(Dataset extract):
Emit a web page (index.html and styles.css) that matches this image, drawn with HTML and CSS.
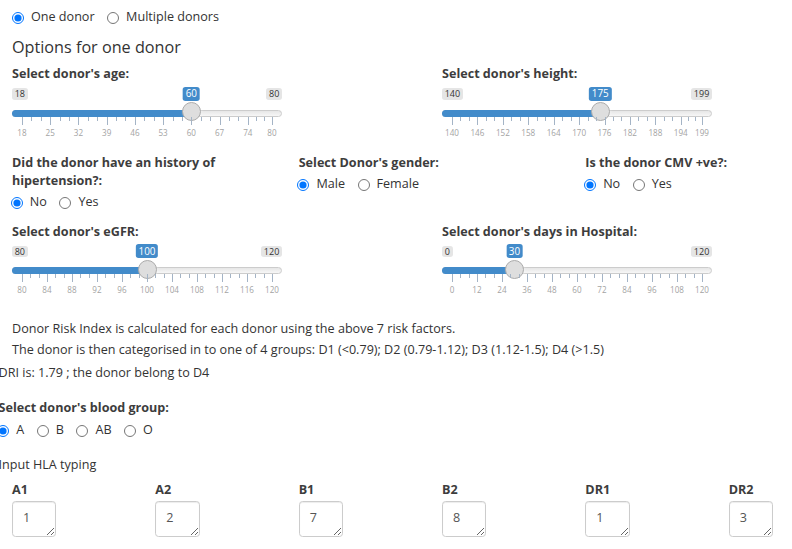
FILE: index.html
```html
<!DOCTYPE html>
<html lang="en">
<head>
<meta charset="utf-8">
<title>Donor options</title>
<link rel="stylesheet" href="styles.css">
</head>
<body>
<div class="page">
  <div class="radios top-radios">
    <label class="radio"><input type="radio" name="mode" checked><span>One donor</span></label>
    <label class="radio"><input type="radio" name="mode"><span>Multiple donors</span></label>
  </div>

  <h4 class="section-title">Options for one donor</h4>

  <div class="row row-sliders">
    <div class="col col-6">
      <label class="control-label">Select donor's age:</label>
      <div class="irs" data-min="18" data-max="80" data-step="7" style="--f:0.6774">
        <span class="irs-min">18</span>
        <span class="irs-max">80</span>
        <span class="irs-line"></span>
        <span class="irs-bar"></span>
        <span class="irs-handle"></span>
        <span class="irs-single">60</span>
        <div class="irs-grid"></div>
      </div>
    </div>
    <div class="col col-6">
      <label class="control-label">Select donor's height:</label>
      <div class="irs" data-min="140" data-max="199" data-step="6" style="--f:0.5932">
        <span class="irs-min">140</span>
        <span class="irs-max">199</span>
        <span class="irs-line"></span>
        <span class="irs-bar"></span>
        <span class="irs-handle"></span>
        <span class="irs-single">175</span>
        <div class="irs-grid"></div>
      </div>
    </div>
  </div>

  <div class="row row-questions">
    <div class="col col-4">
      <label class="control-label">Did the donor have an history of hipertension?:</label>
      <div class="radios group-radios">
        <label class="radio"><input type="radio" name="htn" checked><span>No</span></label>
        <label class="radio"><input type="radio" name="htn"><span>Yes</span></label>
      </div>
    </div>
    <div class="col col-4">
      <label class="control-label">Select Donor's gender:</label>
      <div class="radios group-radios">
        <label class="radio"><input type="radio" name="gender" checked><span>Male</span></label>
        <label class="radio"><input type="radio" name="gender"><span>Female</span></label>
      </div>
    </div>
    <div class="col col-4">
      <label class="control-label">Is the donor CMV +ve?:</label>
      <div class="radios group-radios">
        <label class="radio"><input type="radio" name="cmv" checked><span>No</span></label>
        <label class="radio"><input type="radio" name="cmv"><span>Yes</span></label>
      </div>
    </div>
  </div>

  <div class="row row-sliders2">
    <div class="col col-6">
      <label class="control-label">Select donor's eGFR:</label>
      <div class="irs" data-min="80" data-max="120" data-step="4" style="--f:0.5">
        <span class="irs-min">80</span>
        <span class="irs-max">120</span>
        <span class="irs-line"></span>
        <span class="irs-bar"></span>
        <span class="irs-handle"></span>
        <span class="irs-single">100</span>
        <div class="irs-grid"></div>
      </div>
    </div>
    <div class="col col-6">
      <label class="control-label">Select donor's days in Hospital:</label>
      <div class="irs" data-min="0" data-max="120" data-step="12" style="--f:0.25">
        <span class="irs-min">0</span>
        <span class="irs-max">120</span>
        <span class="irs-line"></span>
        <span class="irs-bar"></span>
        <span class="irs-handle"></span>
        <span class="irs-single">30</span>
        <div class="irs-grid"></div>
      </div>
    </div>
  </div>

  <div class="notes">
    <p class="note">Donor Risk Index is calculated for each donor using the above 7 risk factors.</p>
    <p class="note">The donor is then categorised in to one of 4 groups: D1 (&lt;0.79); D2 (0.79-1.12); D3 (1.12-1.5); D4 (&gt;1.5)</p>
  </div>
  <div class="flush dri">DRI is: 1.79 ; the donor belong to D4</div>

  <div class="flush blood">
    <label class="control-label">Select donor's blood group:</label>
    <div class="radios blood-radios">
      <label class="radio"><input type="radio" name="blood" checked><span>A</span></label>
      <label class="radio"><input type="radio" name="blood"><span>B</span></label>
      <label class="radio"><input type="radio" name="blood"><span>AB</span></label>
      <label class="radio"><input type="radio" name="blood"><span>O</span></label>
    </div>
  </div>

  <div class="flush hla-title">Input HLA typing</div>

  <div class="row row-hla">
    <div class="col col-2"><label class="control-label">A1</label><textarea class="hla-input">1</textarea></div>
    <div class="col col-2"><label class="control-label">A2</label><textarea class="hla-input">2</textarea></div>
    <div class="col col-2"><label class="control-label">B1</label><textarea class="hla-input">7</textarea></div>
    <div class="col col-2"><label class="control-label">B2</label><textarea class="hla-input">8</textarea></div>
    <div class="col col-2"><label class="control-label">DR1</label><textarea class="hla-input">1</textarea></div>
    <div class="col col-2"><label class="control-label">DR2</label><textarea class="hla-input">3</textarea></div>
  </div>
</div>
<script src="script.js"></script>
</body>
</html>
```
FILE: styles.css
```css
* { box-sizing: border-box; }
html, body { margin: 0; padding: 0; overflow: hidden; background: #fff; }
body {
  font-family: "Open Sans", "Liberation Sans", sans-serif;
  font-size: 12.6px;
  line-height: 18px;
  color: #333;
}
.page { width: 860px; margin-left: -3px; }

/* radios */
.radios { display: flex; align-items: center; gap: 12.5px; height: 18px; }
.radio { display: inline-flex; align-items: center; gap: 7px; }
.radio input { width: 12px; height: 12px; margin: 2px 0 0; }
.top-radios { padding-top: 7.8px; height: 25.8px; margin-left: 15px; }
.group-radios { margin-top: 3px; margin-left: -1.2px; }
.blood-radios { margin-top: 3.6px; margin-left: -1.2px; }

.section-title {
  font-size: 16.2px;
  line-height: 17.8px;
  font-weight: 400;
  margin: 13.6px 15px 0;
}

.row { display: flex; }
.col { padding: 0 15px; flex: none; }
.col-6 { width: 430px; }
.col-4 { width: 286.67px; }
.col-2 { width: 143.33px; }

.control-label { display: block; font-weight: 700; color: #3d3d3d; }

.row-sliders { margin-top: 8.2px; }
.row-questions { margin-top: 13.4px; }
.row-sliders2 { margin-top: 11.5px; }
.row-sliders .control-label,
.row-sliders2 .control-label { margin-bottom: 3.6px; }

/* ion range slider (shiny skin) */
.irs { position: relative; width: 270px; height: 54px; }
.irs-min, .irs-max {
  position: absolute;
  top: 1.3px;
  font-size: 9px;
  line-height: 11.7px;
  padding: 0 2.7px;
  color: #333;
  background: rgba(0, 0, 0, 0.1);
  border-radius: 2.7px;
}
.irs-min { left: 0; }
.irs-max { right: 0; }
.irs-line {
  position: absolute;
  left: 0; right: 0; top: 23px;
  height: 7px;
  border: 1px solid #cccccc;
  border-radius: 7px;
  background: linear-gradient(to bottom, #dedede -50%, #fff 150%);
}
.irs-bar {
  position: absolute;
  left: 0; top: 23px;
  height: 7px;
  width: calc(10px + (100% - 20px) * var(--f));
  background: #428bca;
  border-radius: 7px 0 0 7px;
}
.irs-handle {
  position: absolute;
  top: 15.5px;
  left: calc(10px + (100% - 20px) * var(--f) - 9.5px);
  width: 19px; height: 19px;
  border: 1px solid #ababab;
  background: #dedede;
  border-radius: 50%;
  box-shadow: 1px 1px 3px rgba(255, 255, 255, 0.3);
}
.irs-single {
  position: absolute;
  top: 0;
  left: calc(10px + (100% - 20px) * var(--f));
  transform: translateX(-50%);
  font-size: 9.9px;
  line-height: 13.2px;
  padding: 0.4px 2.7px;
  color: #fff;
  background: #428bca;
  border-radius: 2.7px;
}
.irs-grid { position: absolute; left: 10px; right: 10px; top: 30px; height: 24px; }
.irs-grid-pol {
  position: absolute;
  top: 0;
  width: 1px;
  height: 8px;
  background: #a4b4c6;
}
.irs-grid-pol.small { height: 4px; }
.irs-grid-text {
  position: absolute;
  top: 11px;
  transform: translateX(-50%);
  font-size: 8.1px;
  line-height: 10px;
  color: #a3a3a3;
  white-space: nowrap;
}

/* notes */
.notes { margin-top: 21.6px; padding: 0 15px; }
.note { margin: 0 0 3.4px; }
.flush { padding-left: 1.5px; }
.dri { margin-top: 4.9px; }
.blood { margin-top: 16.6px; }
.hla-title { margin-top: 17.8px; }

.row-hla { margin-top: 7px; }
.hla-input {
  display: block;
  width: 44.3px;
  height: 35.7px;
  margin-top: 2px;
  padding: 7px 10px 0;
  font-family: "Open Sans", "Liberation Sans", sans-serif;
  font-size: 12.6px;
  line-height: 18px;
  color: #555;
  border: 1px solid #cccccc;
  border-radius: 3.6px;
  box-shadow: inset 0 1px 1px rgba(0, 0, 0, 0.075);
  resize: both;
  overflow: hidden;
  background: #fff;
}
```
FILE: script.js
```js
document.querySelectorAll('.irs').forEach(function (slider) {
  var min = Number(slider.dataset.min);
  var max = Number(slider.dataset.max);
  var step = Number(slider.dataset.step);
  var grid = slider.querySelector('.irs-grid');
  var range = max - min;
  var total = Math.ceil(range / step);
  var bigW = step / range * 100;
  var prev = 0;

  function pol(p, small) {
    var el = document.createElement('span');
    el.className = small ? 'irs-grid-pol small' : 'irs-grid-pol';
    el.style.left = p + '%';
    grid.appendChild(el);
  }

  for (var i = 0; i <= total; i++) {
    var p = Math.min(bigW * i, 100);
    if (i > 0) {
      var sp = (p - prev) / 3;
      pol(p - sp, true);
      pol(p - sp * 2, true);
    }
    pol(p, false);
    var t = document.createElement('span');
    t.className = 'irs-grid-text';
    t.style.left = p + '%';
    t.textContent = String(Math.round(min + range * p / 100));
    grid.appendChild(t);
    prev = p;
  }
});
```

(To do): Search the data for "page" and list every line in which it occurs.

(Answer in full):
Emit a web page (index.html and styles.css) that matches this image, drawn with HTML and CSS.
<div class="page">
.page { width: 860px; margin-left: -3px; }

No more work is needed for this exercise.